‘Top up $2 and get 30 free minutes daily for 20 days. Top up $5 and expand the same offer for a month. And, for a $10 recharge, that half-an-hour freebie lasts 50 days.”
Mobile operator Beeline, which announced the promotion in August, called it “another amazing offer to our subscribers”. But it’s an amazing offer in a market flooded with amazing offers.
Four months after the Ministry of Post and Telecommunications scrapped a publicly unpopular restriction on lucrative mobile phone promotions – the order was an attempt to stave off a price war – the battle is raging once again.
While popular among consumers, the bonuses and promotions will inevitably reduce the operator’s profit margins, analysts and market observers say. In the long run, those who can’t afford to keep up with the pace will fall by the wayside.
“Directionally, we are headed towards the last men standing,” Anthony Galliano, CEO of Cambodian Investment Management, said in a recent interview. “I am surprised at the ferocity of the promotions, which will probably accelerate the pruning process."
In January, local operator Mfone filed for bankruptcy, and analysts predict the market will shrink further to three or four players.
“Their balance sheets will get them through this phase of market development,” Galliano said. “The others will likely just burn shareholder cash for a predictable result.”
Whether on TV, online or on big posters, the advertisements, some of which seem too good to be true, speak for themselves. Just to name a couple: Cellcard advertises the $1 Thom Thom SIM Card, where subscribers get 10,000 minutes and, for every 30 of those minutes, subscribers pay 10 cents.
Under Smart’s Xchange program, $2 can buy in-network calls worth $30. Qb’s Data Xchange offers 10 cents for 70 megabytes worth 70 cents, or $1 for 1.5 gigabytes worth $15. Metfone advertises with the SIM Met4ever promotion, where subscribers get a 300 per cent bonus for the first top up.
“The SIM card is becoming equivalent to a frequent flyer or credit card loyalty program,” Galliano said.
The deals bazaar is a product of oversaturation. There are currently eight mobile phone operators in the market, which could increase to nine once Beijing-based Xinwei Telecom obtains its licence from the government.
Ministry statistics released in March show that Cambodia, which has a population of about 14.6 million, had 19 million mobile phone subscribers in 2012. Many users have more than one phone.
Viettel, parent of operator Metfone, had the largest market share, counting 9.5 million subscribers in 2012. Latelz, parent of Smart, counted 3.2 million last year.
Smart merged with Hello in February, increasing the number of subscribers to more than five million. Cellcard parent CamGSM counted three million subscribers in 2012, according to the Ministry’s statistics.
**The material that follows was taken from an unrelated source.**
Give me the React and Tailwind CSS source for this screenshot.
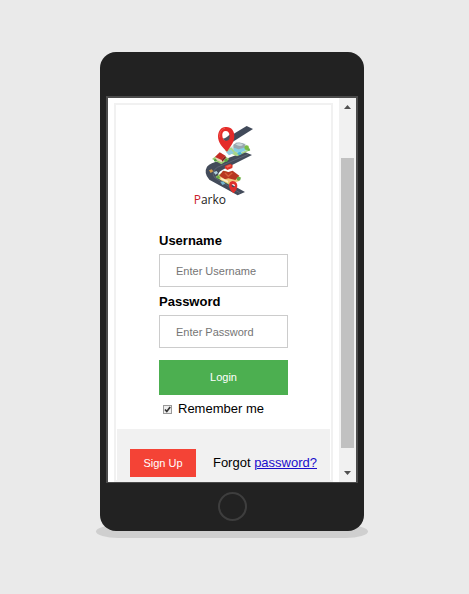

“In this kind of situation the only way to make a profit without losing market share is by providing more value to consumers than simple price-cutting,” said Kevin Der Arslanian, business analyst at China Market Research (CMR) Group.
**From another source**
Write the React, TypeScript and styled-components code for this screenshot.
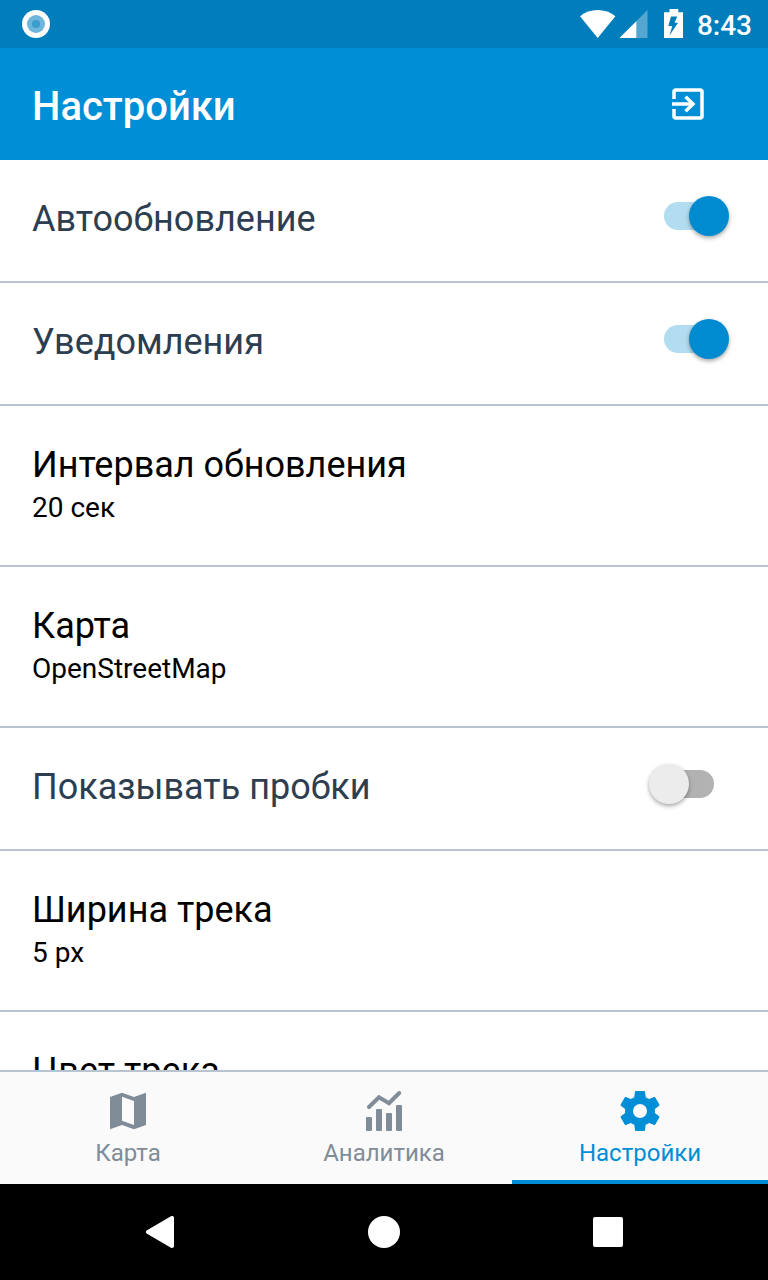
import React, { useState } from "react";
import styled, { createGlobalStyle } from "styled-components";

const GlobalStyle = createGlobalStyle`
  *, *::before, *::after { box-sizing: border-box; }
  body {
    margin: 0;
    background: #fff;
    color: #000;
    font-family: Roboto, "Noto Sans", sans-serif;
  }
  button, input { font: inherit; color: inherit; margin: 0; }
  svg { display: block; }
`;

const Screen = styled.div`
  display: flex;
  flex-direction: column;
  height: 100vh;
`;

const StatusBar = styled.div`
  flex: none;
  display: flex;
  align-items: center;
  justify-content: space-between;
  height: 48px;
  padding: 0 16px 0 22px;
  background: #007dbb;
  color: #fff;
`;

const StatusIcons = styled.div`
  display: flex;
  align-items: center;
`;

const Clock = styled.time`
  margin-left: 13px;
  font-size: 28px;
  line-height: 32px;
  font-weight: 500;
  padding-top: 4px;
`;

const Header = styled.header`
  flex: none;
  display: flex;
  align-items: center;
  justify-content: space-between;
  height: 112px;
  padding: 0 48px 0 32px;
  background: #008ed6;
  color: #fff;
`;

const Title = styled.h1`
  margin: 0;
  padding-top: 6px;
  font-size: 40px;
  line-height: 48px;
  font-weight: 500;
`;

const IconButton = styled.button`
  display: grid;
  place-items: center;
  padding: 16px;
  border: 0;
  background: none;
  cursor: pointer;
`;

const List = styled.main`
  flex: 1;
  min-height: 0;
  overflow-y: auto;
  scrollbar-width: none;
`;

const SwitchRow = styled.label`
  display: flex;
  justify-content: space-between;
  padding: 37px 54px 40px 32px;
  border-bottom: 2px solid #b7c4cf;
  color: #2d3e50;
  cursor: pointer;
`;

const ChoiceRow = styled.button`
  display: flex;
  flex-direction: column;
  width: 100%;
  padding: 37px 32px 36px;
  border: 0;
  border-bottom: 2px solid #b7c4cf;
  background: none;
  text-align: left;
  cursor: pointer;
`;

const RowTitle = styled.span`
  font-size: 36px;
  line-height: 44px;
`;

const RowValue = styled.span`
  font-size: 28px;
  line-height: 42px;
`;

const Switch = styled.input`
  appearance: none;
  flex: none;
  width: 50px;
  height: 28px;
  margin-top: 5px;
  border-radius: 14px;
  background: #b2b2b2;
  cursor: pointer;

  &::before {
    content: "";
    display: block;
    width: 40px;
    height: 40px;
    margin: -6px 0 0 -15px;
    border-radius: 50%;
    background: #ececec;
    box-shadow: 0 2px 4px rgba(0, 0, 0, 0.35);
  }

  &:checked { background: #b2ddf1; }
  &:checked::before {
    margin-left: 25px;
    background: #008bd1;
  }
`;

const TabBar = styled.nav`
  flex: none;
  display: flex;
  border-top: 2px solid #b7c4cf;
  background: #fafafa;
`;

const Tab = styled.a<{ $active?: boolean }>`
  flex: 1;
  display: flex;
  flex-direction: column;
  align-items: center;
  gap: 4px;
  height: 112px;
  padding-top: 15px;
  border-bottom: 4px solid ${(p) => (p.$active ? "#008ed6" : "transparent")};
  color: ${(p) => (p.$active ? "#008ed6" : "#808c98")};
  font-size: 24px;
  line-height: 28px;
  text-decoration: none;
`;

const SystemBar = styled.div`
  flex: none;
  display: flex;
  justify-content: center;
  height: 96px;
  background: #000;
`;

const SystemButton = styled.button`
  display: grid;
  place-items: center;
  width: 224px;
  padding: 0;
  border: 0;
  background: none;
  cursor: pointer;
`;

const RecordIcon = () => (
  <svg width="28" height="28" viewBox="0 0 28 28" aria-hidden="true">
    <circle cx="14" cy="14" r="14" fill="#fff" />
    <circle cx="14" cy="14" r="9" fill="#6db5da" />
    <circle cx="14" cy="14" r="4" fill="#399dce" />
  </svg>
);

const SignalIcons = () => (
  <svg width="104" height="30" viewBox="0 0 104 30" fill="#fff" aria-hidden="true">
    <path d="M0 7.2C5 3.200 11 1 17.700 1S30.400 3.200 35.400 7.200L17.700 29Z" />
    <path d="M67.500 1 39.500 29H67.500Z" opacity="0.33" />
    <path d="M56.300 12.200V29H39.500Z" />
    <path
      fillRule="evenodd"
      d="M89.500 0H98.300V3.300H103V29H84V3.300H89.500ZM91 7.500 88.300 17H92.300L89.500 26.500 98 13.800H94.500L97.300 7.500Z"
    />
  </svg>
);

const ExitIcon = () => (
  <svg width="32" height="32" viewBox="0 0 32 32" fill="none" stroke="#fff" strokeWidth="3.500" aria-hidden="true">
    <path d="M2 11V4Q2 2 4 2H28Q30 2 30 4V28Q30 30 28 30H4Q2 30 2 28V21" />
    <path d="M0 16H21" />
    <path d="M13.500 8.700 21 16 13.500 23.300" />
  </svg>
);

const MapIcon = () => (
  <svg width="48" height="48" viewBox="0 0 48 48" fill="currentColor" aria-hidden="true">
    <path
      fillRule="evenodd"
      d="M6 10 18 5.700 30 10 42 5.700V38L30 42.200 18 38 6 42.200ZM18 9.700V33.700L30 38V14Z"
    />
  </svg>
);

const ChartIcon = () => (
  <svg width="48" height="48" viewBox="0 0 48 48" fill="currentColor" aria-hidden="true">
    <rect x="6" y="30" width="6" height="14" rx="1" />
    <rect x="16" y="22" width="6" height="22" rx="1" />
    <rect x="26" y="26" width="6" height="18" rx="1" />
    <rect x="36" y="18" width="6" height="26" rx="1" />
    <path
      d="M9 20 19 10.200 29 16.200 39.200 6"
      fill="none"
      stroke="currentColor"
      strokeWidth="4"
      strokeLinecap="round"
      strokeLinejoin="miter"
    />
  </svg>
);

const GearIcon = () => (
  <svg width="48" height="48" viewBox="0 0 24 24" fill="currentColor" aria-hidden="true">
    <path d="M12 15.500A3.500 3.500 0 0 1 8.500 12 3.500 3.500 0 0 1 12 8.500 3.500 3.500 0 0 1 15.500 12 3.500 3.500 0 0 1 12 15.500M19.430 12.970C19.470 12.650 19.500 12.330 19.500 12S19.470 11.340 19.430 11L21.540 9.370C21.730 9.220 21.780 8.950 21.660 8.730L19.660 5.270C19.540 5.050 19.270 4.960 19.050 5.050L16.560 6.050C16.040 5.660 15.500 5.320 14.870 5.070L14.500 2.420C14.460 2.180 14.250 2 14 2H10C9.750 2 9.540 2.180 9.500 2.420L9.130 5.070C8.500 5.320 7.960 5.660 7.440 6.050L4.950 5.050C4.730 4.960 4.460 5.050 4.340 5.270L2.340 8.730C2.210 8.950 2.270 9.220 2.460 9.370L4.570 11C4.530 11.340 4.500 11.670 4.500 12S4.530 12.650 4.570 12.970L2.460 14.630C2.270 14.780 2.210 15.050 2.340 15.270L4.340 18.730C4.460 18.950 4.730 19.030 4.950 18.950L7.440 17.940C7.960 18.340 8.500 18.680 9.130 18.930L9.500 21.580C9.540 21.820 9.750 22 10 22H14C14.250 22 14.460 21.820 14.500 21.580L14.870 18.930C15.500 18.670 16.040 18.340 16.560 17.940L19.050 18.950C19.270 19.030 19.540 18.950 19.660 18.730L21.660 15.270C21.780 15.050 21.730 14.780 21.540 14.630Z" />
  </svg>
);

const BackIcon = () => (
  <svg width="32" height="32" viewBox="0 0 32 32" fill="#fff" stroke="#fff" strokeWidth="4" strokeLinejoin="round" aria-hidden="true">
    <path d="M4 16 28 2V30Z" />
  </svg>
);

const HomeIcon = () => (
  <svg width="32" height="32" viewBox="0 0 32 32" fill="#fff" aria-hidden="true">
    <circle cx="16" cy="16" r="16" />
  </svg>
);

const RecentsIcon = () => (
  <svg width="32" height="32" viewBox="0 0 32 32" fill="#fff" aria-hidden="true">
    <rect x="1" y="1" width="30" height="30" rx="2" />
  </svg>
);

const SwitchSetting = ({ title, initial }: { title: string; initial: boolean }) => {
  const [on, setOn] = useState(initial);
  return (
    <SwitchRow>
      <RowTitle>{title}</RowTitle>
      <Switch type="checkbox" role="switch" checked={on} onChange={(e) => setOn(e.target.checked)} />
    </SwitchRow>
  );
};

const ChoiceSetting = ({ title, value }: { title: string; value?: string }) => (
  <ChoiceRow type="button">
    <RowTitle>{title}</RowTitle>
    {value && <RowValue>{value}</RowValue>}
  </ChoiceRow>
);

export default function App() {
  return (
    <Screen>
      <GlobalStyle />
      <StatusBar>
        <RecordIcon />
        <StatusIcons>
          <SignalIcons />
          <Clock>8:43</Clock>
        </StatusIcons>
      </StatusBar>
      <Header>
        <Title>Настройки</Title>
        <IconButton type="button" aria-label="Выйти">
          <ExitIcon />
        </IconButton>
      </Header>
      <List>
        <SwitchSetting title="Автообновление" initial />
        <SwitchSetting title="Уведомления" initial />
        <ChoiceSetting title="Интервал обновления" value="20 сек" />
        <ChoiceSetting title="Карта" value="OpenStreetMap" />
        <SwitchSetting title="Показывать пробки" initial={false} />
        <ChoiceSetting title="Ширина трека" value="5 px" />
        <ChoiceSetting title="Цвет трека" />
      </List>
      <TabBar>
        <Tab href="#map">
          <MapIcon />
          Карта
        </Tab>
        <Tab href="#analytics">
          <ChartIcon />
          Аналитика
        </Tab>
        <Tab href="#settings" $active aria-current="page">
          <GearIcon />
          Настройки
        </Tab>
      </TabBar>
      <SystemBar>
        <SystemButton type="button" aria-label="Назад">
          <BackIcon />
        </SystemButton>
        <SystemButton type="button" aria-label="Домой">
          <HomeIcon />
        </SystemButton>
        <SystemButton type="button" aria-label="Недавние">
          <RecentsIcon />
        </SystemButton>
      </SystemBar>
    </Screen>
  );
}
“Phone subsidies, unlimited data or calls under certain situations, additional services such as operator app markets, can all help operators drive additional revenue or lock in consumers to long contracts.”
Some mobile phone operators defend the strategy, saying it’s just part of doing business. Smart CEO Thomas Hundt said that what’s happening in the sector is nothing unusual.
But Amsterdam-based Vimpelcom, the former parent company of Beeline, with operations in 18 countries, gave a different impression.
“In most of the markets where we operate, we try to steer away from excessive engagement in such activities,” Artem Minaev, head of media relations of Vimpelcom, said in an email when asked if the number of promotions was higher than in their other markets.
In April, Vimpelcom, the sixth-largest provider of telecommunication services in the world, announced that it had sold its entire indirect stake in the company that runs Beeline to a local partner, Cambodian tycoon Huot Vanthan, after reviewing the value of operations.
“The bonuses and promotions do reduce margins since they reduce the possible revenues that can be generated if these freebies were not offered, while costs are the same,” Minaev said. “In the short run this can be a favorable tactic to attract customers, but it has an adverse affect on a company’s profitability when it becomes constantly practised.”
Ian Watson, CEO of Cellcard, said the practice is profitable, but “it just reduces the margin, and anybody who says it doesn’t is lying, basically”.
Michael Fitzpatrick, who runs marketing for qb, said the smaller company differs slightly from the rest of the competition by focusing more on data as opposed to minutes, or “voice”.
He said building a mechanism that drives customers on spending a bit more can be profitable, but giving it away for minimum recharge, as the majority of the operators do, is not clever marketing.
“In this market, voice is very much what I would call a commodity product; it’s one of those things you give away for free but there’s hardly any value in it,” he said.